The very first step when creating a Tableau dashboard is to set up a connection with a data source. Tableau allows users to connect with several kinds of data source connections such as a text file (csv), Google Sheets, Microsoft Excel file, hyper file, or a direct connection with various databases like Google BigQuery.
Connecting to the data sources that Tableau supports is generally a smooth and straight forward process. However, a lot of times, once the connection is established and dashboards are built, you might have to start all over at the data source stage again because of limitations with the data source connection that you were unaware of.
So, in this article, we will go through a few examples of limitations for some frequently used data sources.

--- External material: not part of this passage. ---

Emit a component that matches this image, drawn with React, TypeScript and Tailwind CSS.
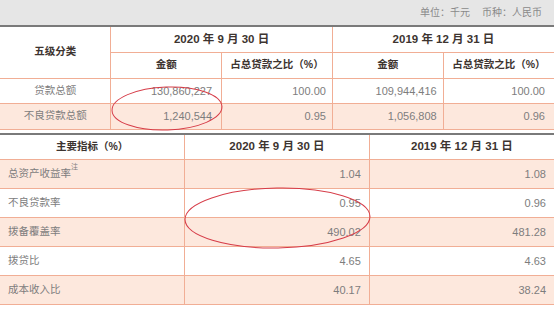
import React from 'react';

const loans = [
  { label: '贷款总额', a: '130,860,227', b: '100.00', c: '109,944,416', d: '100.00', shaded: false },
  { label: '不良贷款总额', a: '1,240,544', b: '0.95', c: '1,056,808', d: '0.96', shaded: true },
];

const ratios = [
  { label: '总资产收益率', note: true, a: '1.04', b: '1.08', shaded: true },
  { label: '不良贷款率', a: '0.95', b: '0.96', shaded: false },
  { label: '拨备覆盖率', a: '490.02', b: '481.28', shaded: true },
  { label: '拨贷比', a: '4.65', b: '4.63', shaded: false },
  { label: '成本收入比', a: '40.17', b: '38.24', shaded: true },
];

export default function App() {
  return (
    <div
      className="relative w-[554px] h-[309px] overflow-hidden bg-white text-[#7d7d7d]"
      style={{ fontFamily: '"Liberation Sans", "Noto Sans CJK SC", sans-serif' }}
    >
      {/* Unit bar */}
      <div className="h-[27px] bg-[#e6e6e6] border-b-2 border-[#7a7a7a] flex items-center justify-end pr-3 text-[10px] text-[#8a8a8a]">
        <span>单位：千元</span>
        <span className="ml-3">币种：人民币</span>
      </div>

      {/* Five-category table */}
      <table className="w-full table-fixed border-collapse text-[10.5px]">
        <thead className="text-[#3d3430] font-bold">
          <tr className="h-[25px]">
            <th rowSpan={2} className="border-b border-r border-[#f1ae95] text-[10.5px]">五级分类</th>
            <th colSpan={2} className="border-b border-r border-[#f1ae95] text-[11.5px]">2020 年 9 月 30 日</th>
            <th colSpan={2} className="border-b border-[#f1ae95] text-[11.5px]">2019 年 12 月 31 日</th>
          </tr>
          <tr className="h-[26px]">
            <th className="border-b border-r border-[#f1ae95]">金额</th>
            <th className="border-b border-r border-[#f1ae95]">占总贷款之比（%）</th>
            <th className="border-b border-r border-[#f1ae95]">金额</th>
            <th className="border-b border-[#f1ae95]">占总贷款之比（%）</th>
          </tr>
        </thead>
        <tbody className="text-[11px]">
          {loans.map((r) => (
            <tr key={r.label} className={`h-[25.5px] ${r.shaded ? 'bg-[#fde8dd]' : ''}`}>
              <td className="border-b border-r border-[#f1ae95] text-center text-[10.5px]">{r.label}</td>
              <td className="border-b border-r border-[#f1ae95] text-right pr-[9px]">{r.a}</td>
              <td className="border-b border-r border-[#f1ae95] text-right pr-[6px]">{r.b}</td>
              <td className="border-b border-r border-[#f1ae95] text-right pr-[6px]">{r.c}</td>
              <td className="border-b border-[#f1ae95] text-right pr-[9px]">{r.d}</td>
            </tr>
          ))}
        </tbody>
      </table>

      <div className="h-[3px]" />

      {/* Key indicators table */}
      <table className="w-full table-fixed border-collapse border-t-2 border-[#7a7a7a] text-[11px]">
        <thead className="text-[#3d3430] font-bold">
          <tr className="h-[26px]">
            <th className="border-b border-r border-[#f1ae95] text-[10.5px]">主要指标（%）</th>
            <th className="border-b border-r border-[#f1ae95] text-[11.5px]">2020 年 9 月 30 日</th>
            <th className="border-b border-[#f1ae95] text-[11.5px]">2019 年 12 月 31 日</th>
          </tr>
        </thead>
        <tbody>
          {ratios.map((r) => (
            <tr key={r.label} className={`h-[29px] ${r.shaded ? 'bg-[#fde8dd]' : ''}`}>
              <td className="border-b border-r border-[#f1ae95] pl-2 text-[10.5px]">
                {r.label}
                {r.note && <sup className="text-[7px] align-super">注</sup>}
              </td>
              <td className="border-b border-r border-[#f1ae95] text-right pr-2">{r.a}</td>
              <td className="border-b border-[#f1ae95] text-right pr-2">{r.b}</td>
            </tr>
          ))}
        </tbody>
      </table>

      {/* Hand-drawn marks */}
      <svg className="absolute inset-0 pointer-events-none" width="554" height="309" viewBox="0 0 554 309">
        <ellipse cx="167" cy="108.5" rx="55" ry="21.5" fill="none" stroke="#d63c48" strokeWidth="1" transform="rotate(-2 167 108.5)" />
        <ellipse cx="277.5" cy="218" rx="92.5" ry="30" fill="none" stroke="#d63c48" strokeWidth="1" transform="rotate(-1 277.5 218)" />
      </svg>
    </div>
  );
}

We often store our data in Google Sheets as it is convenient to make changes, overwrite and update files. Tableau also supports Google Sheets connections. However, one of the very first limitations we should be aware of is that Google Sheets can only store data up to 5 million cells or 18,278 columns (up to column ZZZ). This won’t be an issue if adding new rows/cells to the file every day, week or month, etc. does not exceed 5 million cells.
However, what if your data exceeds the size limitations? In this case, we could stack up Google Sheets files using the Union function in Tableau as a possible solution. However, a single union can only have a maximum of 10 inputs. Since we are often dealing with quite large datasets, eventually you’ll likely reach a limitation again.
Google Sheets, as a connection with Tableau, seems like a great choice in terms of maintenance and convenience, but if you know you have a large volume of data, you might want to consider other options.
Microsoft Excel is a powerful tool for doing an analysis. Usually, calculations are tied up in Excel and then the whole Excel file is imported into Tableau as a data source. Like Google Sheets, Microsoft Excel has a drawback in terms of a maximum limit and only allows up to 1,048,576 rows by 16,384 columns.
On top of that, Microsoft Excel is stored locally, unlike Google Sheets which is stored in the cloud. Another point to consider is if you want to keep data fresh, you have to manually replace the current Excel file with an updated Excel file.
It is possible to automate this task to save time, but that would require programming knowledge or the use of additional tools. Here is an article written by my colleague on how to automatically refresh Excel/csv files.
Tableau Published Data Source
Tableau Published Data Source is a good choice in terms of security. Many organizations have a policy to which data must be kept and used in the form of published data sources. This helps protect data from being edited or manipulated by only allowing authorized users to make changes. Even if users do not not have a Tableau Desktop license, they can still connect with published data sources and make changes to the dashboards through web authoring. It is also great in terms of keeping data fresh as there are several options to do so.
However, when we build a dashboard, we need many columns from different data tables. So, we might need to use a built-in join function in Tableau Desktop. In 2021, Tableau released a new function called Relationship. It is quite similar to join, but the relationship function is more automated, for example, you do not need to determine a join type (inner, left, right, outer) like before. It is also flexible and lets you establish one-to-one, one-to-many relationships more easily.
However, there are some circumstances where you have a secure data policy to only use Tableau published data sources, and you have many tables you want to connect together. Relationships have a drawback because you will not be able to define relationships between published data sources. You might have to workaround a bit, by connecting extract data sources in Tableau Desktop, define relationships between tables, or do the join, then publish it as a single data source on to Tableau Server.
Each data source connection has its own benefits and drawbacks. One thing to keep in mind is that you need to know your data before designing the data source. It might take some time to check all the requirements in the beginning, but it could save you a lot of time by not having to come back and redesign it all over again.